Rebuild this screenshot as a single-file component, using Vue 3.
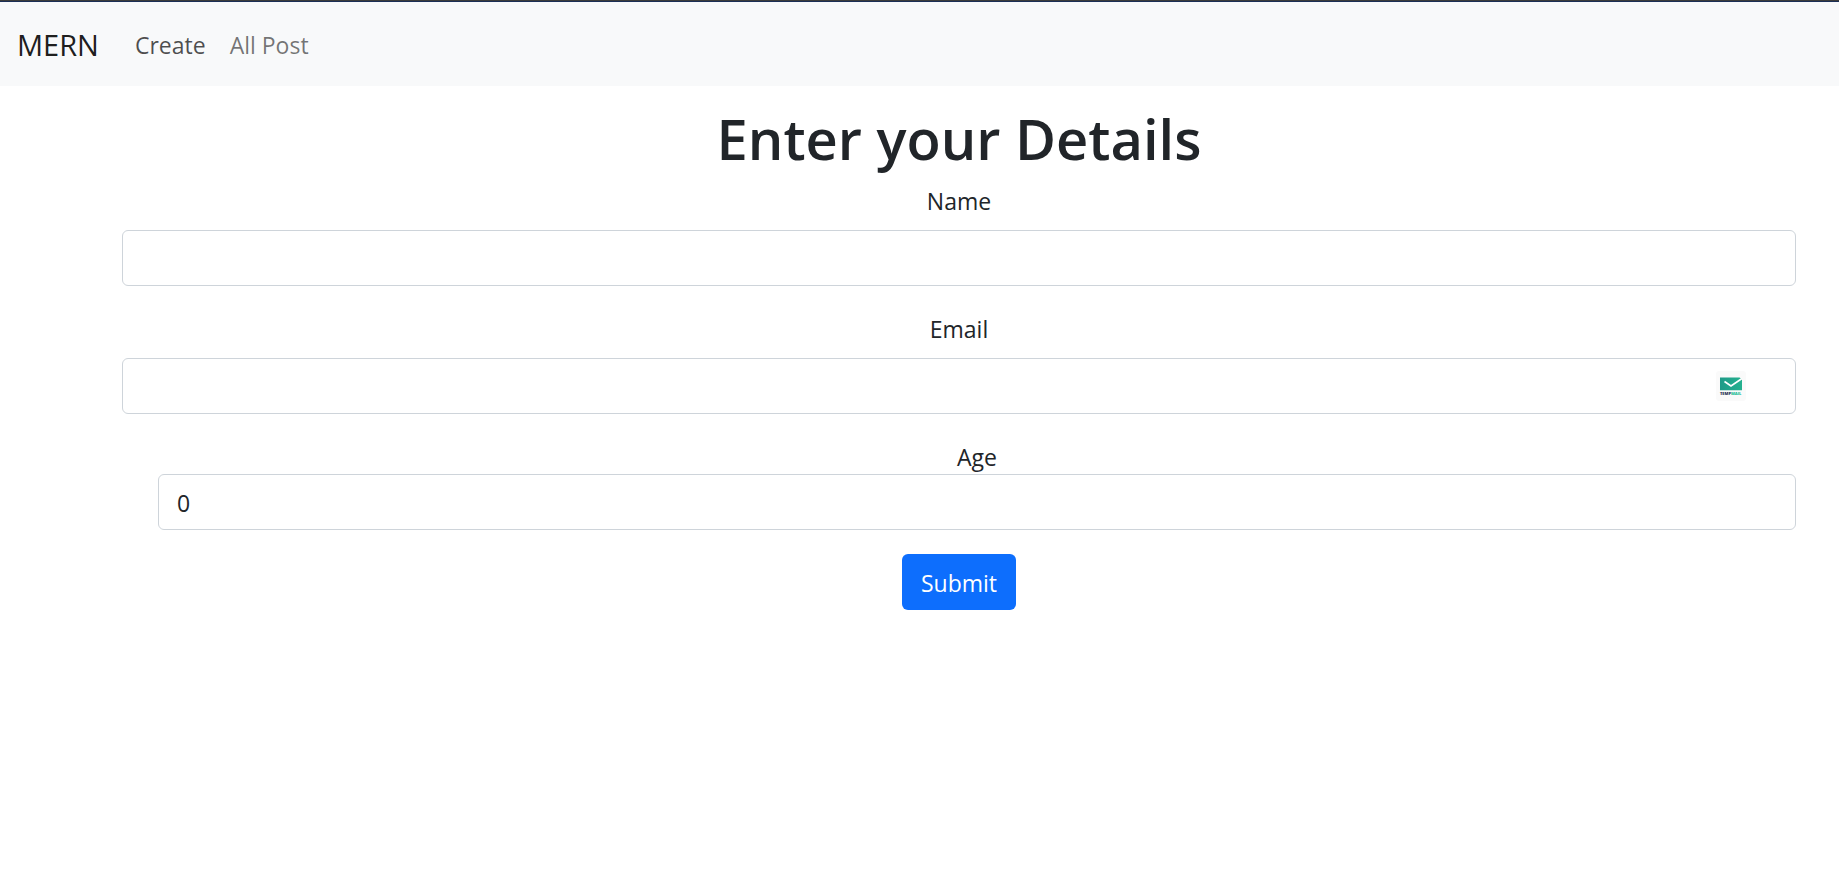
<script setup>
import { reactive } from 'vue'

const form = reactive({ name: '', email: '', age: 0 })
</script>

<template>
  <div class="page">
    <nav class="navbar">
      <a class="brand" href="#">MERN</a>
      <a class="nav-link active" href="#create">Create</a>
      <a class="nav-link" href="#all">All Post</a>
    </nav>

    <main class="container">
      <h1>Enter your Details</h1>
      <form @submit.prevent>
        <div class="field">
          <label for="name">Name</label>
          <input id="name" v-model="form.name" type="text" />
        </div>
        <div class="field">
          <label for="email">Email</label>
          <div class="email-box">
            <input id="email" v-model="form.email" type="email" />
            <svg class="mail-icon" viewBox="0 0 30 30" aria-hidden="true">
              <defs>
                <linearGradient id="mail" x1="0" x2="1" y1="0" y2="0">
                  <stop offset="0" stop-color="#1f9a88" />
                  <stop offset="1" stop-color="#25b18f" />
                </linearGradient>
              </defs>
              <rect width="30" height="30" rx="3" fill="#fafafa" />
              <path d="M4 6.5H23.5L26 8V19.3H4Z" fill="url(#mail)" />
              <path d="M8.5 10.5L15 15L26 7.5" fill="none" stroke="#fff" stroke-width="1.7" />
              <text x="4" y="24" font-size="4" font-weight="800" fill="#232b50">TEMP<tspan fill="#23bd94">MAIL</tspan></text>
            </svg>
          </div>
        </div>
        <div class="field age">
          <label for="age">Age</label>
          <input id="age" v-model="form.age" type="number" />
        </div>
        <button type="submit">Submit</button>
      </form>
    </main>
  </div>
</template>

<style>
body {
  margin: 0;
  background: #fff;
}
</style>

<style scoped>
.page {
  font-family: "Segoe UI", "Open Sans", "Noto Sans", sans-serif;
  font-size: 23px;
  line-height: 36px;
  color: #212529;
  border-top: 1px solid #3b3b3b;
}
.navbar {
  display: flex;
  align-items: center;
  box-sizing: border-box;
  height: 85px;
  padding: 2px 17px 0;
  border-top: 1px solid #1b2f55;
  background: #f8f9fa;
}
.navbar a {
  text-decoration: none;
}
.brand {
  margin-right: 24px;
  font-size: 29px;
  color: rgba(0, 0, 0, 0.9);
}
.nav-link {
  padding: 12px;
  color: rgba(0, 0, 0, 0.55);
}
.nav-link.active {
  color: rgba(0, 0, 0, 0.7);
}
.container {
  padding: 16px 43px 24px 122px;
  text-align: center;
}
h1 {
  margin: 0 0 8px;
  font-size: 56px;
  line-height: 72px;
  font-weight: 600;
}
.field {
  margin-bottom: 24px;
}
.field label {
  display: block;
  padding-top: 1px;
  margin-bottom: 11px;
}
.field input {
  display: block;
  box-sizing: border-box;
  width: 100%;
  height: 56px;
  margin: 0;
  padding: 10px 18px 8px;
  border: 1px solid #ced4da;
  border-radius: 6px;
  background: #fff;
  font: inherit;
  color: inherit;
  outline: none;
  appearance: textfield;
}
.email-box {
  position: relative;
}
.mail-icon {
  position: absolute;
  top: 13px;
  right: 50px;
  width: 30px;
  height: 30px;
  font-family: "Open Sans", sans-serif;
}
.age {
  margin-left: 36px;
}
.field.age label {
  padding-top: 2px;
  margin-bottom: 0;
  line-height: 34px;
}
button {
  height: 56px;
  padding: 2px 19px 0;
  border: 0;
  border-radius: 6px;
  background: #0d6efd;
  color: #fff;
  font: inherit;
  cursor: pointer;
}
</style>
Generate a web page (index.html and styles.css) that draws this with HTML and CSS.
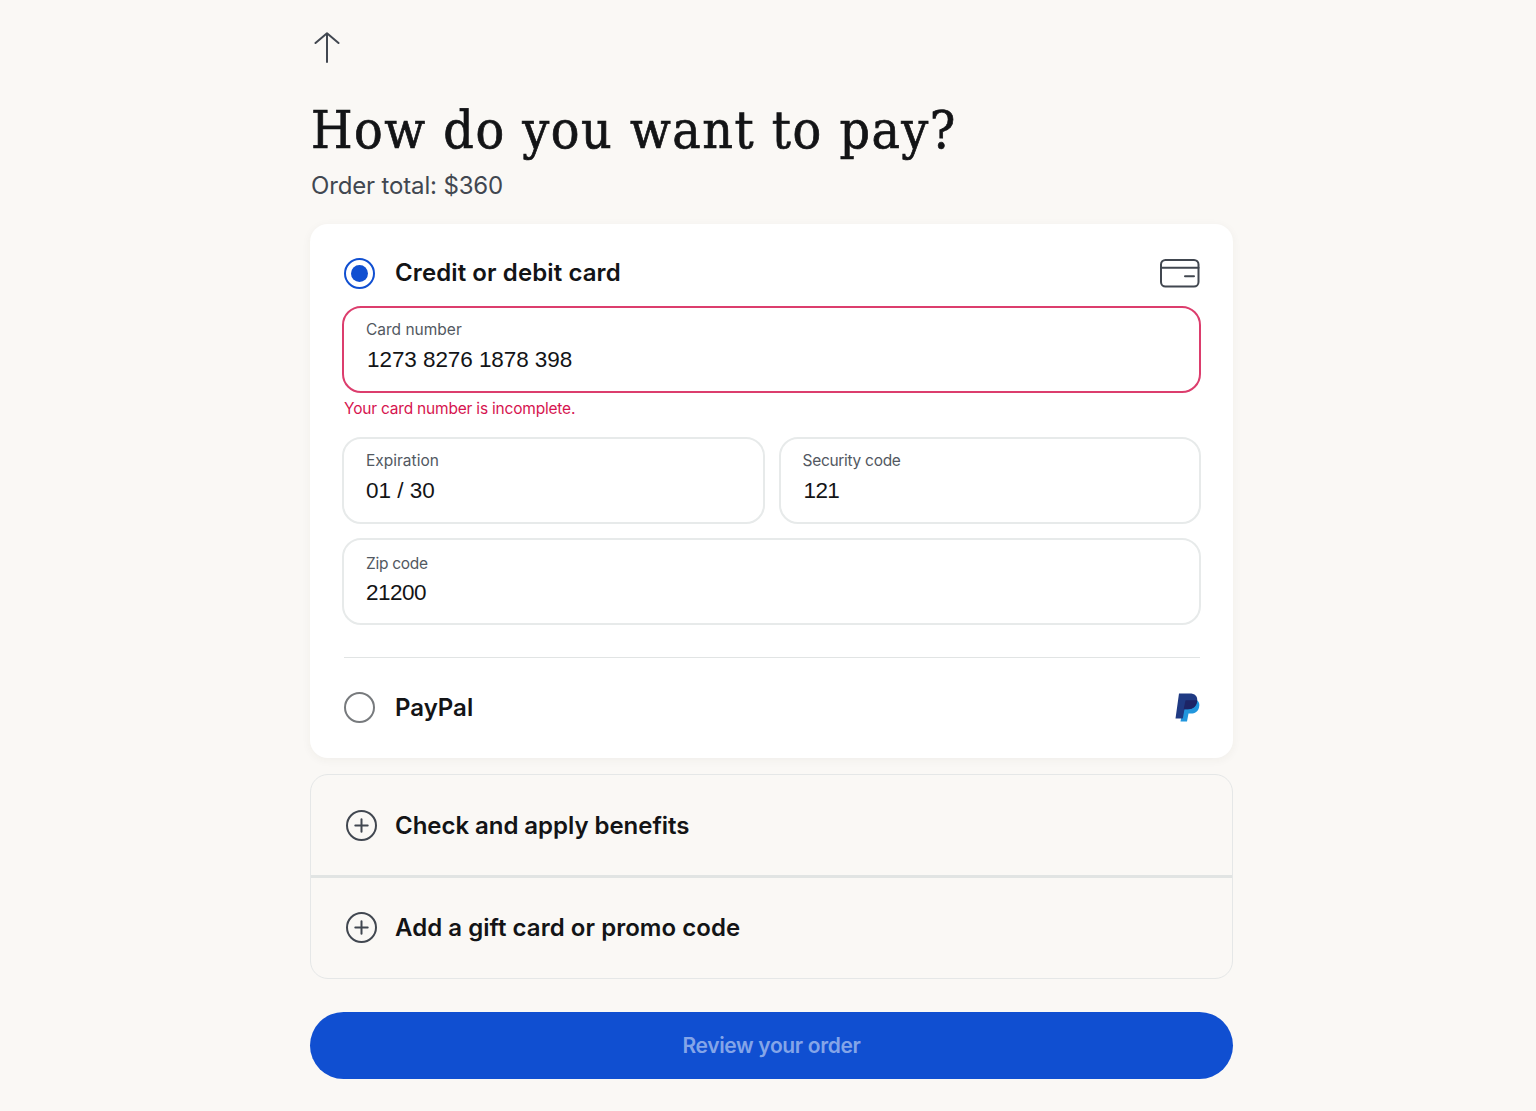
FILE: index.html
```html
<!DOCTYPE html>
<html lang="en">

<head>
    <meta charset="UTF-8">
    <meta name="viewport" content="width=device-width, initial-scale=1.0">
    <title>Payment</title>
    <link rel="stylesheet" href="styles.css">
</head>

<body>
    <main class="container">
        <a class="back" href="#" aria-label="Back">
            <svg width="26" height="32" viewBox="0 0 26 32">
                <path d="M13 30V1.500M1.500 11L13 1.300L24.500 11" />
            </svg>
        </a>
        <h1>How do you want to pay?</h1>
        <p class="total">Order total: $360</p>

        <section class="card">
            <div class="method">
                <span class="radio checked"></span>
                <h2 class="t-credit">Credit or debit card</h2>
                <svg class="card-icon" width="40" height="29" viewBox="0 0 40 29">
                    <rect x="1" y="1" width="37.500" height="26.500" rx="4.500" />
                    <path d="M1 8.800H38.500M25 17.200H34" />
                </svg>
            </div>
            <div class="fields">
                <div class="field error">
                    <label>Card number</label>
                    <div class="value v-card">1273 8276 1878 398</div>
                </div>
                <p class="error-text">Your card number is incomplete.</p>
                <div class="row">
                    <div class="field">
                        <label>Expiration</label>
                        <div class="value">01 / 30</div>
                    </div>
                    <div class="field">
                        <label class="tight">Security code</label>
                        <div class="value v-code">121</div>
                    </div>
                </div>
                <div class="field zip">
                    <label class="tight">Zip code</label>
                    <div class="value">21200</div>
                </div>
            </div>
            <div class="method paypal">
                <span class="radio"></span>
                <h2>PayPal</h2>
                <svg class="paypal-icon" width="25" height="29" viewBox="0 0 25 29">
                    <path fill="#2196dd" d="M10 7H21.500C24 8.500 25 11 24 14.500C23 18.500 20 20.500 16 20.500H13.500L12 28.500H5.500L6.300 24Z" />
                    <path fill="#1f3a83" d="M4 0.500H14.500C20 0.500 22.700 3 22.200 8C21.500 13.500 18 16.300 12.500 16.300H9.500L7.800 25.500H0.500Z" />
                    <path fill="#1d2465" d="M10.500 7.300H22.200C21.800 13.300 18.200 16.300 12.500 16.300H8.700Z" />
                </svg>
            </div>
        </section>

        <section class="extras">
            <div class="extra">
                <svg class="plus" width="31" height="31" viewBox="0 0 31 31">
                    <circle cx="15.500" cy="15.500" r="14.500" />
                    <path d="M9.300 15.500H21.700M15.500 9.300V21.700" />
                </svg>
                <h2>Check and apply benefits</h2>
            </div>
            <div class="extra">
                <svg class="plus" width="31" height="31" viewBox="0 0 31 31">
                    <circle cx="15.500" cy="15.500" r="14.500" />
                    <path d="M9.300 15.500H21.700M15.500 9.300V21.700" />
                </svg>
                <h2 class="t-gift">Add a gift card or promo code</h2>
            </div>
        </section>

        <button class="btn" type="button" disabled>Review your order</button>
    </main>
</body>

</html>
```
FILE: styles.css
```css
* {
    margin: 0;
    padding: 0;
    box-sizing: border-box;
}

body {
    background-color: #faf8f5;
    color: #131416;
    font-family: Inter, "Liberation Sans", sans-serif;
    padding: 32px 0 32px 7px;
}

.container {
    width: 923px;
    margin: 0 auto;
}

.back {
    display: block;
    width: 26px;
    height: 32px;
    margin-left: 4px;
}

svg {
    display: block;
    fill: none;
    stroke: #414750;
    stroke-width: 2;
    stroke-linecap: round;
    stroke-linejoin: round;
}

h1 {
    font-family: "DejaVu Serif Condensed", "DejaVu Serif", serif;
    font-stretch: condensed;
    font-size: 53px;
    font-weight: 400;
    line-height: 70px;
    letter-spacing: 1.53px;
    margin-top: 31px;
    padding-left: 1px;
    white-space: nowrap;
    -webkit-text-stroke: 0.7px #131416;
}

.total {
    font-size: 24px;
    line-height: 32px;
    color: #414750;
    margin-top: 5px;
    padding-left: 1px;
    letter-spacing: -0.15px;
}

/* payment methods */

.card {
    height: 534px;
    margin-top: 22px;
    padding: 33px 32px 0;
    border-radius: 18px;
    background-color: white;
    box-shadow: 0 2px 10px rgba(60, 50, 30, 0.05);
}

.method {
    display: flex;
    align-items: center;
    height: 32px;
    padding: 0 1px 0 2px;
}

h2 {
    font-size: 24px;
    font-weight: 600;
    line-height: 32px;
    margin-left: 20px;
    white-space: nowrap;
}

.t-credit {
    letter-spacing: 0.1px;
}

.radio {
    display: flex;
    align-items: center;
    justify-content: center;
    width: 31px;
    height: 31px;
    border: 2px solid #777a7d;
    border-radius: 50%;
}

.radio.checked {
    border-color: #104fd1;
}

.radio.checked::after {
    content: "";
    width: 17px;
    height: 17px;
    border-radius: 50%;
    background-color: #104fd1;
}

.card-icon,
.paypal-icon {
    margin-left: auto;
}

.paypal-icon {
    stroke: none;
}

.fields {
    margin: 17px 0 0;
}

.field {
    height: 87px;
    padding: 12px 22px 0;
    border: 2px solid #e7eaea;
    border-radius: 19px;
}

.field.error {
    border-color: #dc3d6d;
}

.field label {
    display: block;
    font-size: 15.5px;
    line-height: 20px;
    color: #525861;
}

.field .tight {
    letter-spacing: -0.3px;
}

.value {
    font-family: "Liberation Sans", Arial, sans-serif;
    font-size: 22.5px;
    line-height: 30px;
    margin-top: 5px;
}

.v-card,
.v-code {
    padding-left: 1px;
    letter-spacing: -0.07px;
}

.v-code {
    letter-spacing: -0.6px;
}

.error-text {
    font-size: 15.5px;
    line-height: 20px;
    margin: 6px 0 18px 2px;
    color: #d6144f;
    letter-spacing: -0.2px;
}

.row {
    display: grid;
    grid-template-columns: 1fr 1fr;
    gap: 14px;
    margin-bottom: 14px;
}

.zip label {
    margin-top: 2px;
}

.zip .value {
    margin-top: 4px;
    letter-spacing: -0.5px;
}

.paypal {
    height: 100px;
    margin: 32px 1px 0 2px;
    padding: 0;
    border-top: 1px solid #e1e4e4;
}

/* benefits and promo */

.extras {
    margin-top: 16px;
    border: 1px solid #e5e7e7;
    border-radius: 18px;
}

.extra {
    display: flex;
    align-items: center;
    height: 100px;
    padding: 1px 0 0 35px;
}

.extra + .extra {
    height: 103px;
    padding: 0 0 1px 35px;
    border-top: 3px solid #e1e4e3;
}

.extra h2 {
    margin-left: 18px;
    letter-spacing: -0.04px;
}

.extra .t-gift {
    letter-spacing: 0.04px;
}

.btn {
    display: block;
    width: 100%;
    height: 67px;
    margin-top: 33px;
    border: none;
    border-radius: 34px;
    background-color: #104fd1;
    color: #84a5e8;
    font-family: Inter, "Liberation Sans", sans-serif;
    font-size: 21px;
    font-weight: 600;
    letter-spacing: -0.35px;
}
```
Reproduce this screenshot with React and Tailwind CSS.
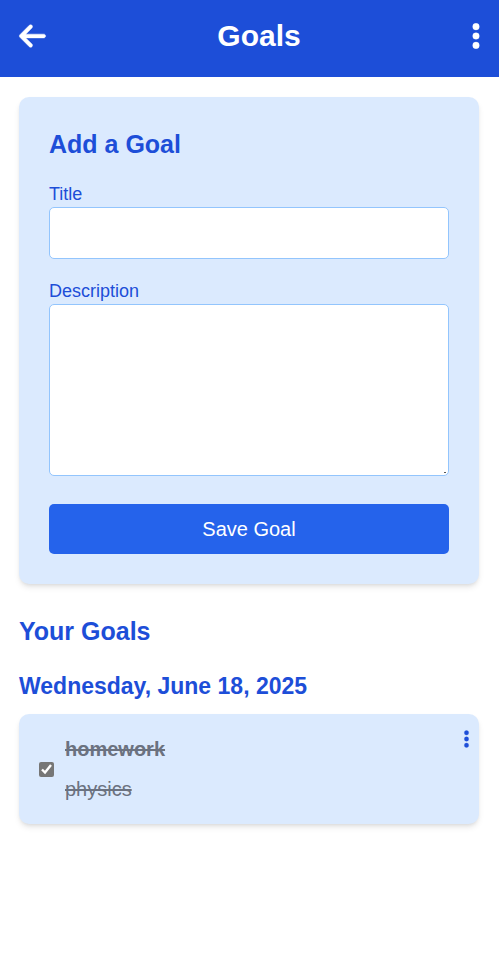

# GOAL OF THE EXERCISE:
Lines containing the word "page" must all be returned from the material above.

# THE RESPONSE:
  <div class="page">
.page {
Generate a web page (index.html and styles.css) that draws this with HTML and CSS.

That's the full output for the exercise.